━━━━━ MATERIAL PROVIDED ━━━━━
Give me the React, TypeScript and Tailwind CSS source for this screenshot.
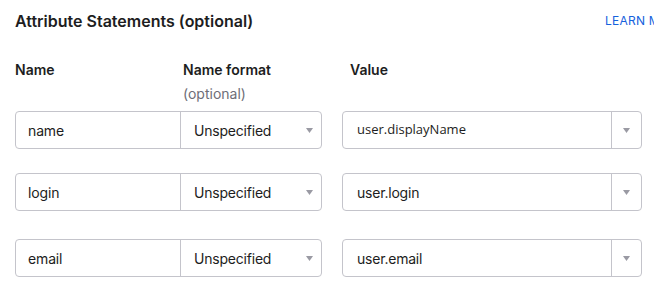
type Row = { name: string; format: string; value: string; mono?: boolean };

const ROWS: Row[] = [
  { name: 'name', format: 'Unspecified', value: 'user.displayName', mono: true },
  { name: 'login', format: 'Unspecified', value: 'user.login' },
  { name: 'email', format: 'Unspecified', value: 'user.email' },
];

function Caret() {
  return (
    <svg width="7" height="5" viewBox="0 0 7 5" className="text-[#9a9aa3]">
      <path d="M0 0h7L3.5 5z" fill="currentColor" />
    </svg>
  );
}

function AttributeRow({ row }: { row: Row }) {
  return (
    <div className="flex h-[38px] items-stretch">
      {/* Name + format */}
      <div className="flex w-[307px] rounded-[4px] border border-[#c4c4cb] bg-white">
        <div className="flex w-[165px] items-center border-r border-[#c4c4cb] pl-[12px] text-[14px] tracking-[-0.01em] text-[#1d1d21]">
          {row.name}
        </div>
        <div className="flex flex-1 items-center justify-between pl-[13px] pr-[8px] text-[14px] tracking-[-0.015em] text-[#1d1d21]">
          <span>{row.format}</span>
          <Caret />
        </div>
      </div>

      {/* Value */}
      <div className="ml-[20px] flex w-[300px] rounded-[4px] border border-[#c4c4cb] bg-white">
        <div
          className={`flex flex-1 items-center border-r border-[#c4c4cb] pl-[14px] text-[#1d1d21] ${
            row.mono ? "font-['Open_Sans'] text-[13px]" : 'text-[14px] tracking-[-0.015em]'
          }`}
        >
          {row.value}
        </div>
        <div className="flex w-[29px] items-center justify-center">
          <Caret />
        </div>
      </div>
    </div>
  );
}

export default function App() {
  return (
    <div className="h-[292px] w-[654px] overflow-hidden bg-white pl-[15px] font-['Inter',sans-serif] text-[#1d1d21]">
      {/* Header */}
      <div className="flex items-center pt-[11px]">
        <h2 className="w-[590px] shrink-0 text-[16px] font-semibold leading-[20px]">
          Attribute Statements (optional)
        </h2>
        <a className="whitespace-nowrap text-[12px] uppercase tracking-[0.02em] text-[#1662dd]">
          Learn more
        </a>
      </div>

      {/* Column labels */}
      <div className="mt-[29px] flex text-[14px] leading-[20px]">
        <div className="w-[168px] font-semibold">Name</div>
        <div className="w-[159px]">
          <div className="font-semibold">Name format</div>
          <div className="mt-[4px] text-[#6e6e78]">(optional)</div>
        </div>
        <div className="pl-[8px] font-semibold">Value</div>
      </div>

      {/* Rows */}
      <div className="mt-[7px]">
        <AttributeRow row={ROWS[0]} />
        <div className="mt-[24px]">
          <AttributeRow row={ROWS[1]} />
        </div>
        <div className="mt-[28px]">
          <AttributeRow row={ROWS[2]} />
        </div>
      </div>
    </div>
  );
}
━━━━━
WORK TO COMPLETE:
Starting at the first line of the material, output exactly the lines up to and including the one with "string; format: string;". Do not include the pictures.

REPLY TO THE TASK:
Give me the React, TypeScript and Tailwind CSS source for this screenshot.
type Row = { name: string; format: string; value: string; mono?: boolean };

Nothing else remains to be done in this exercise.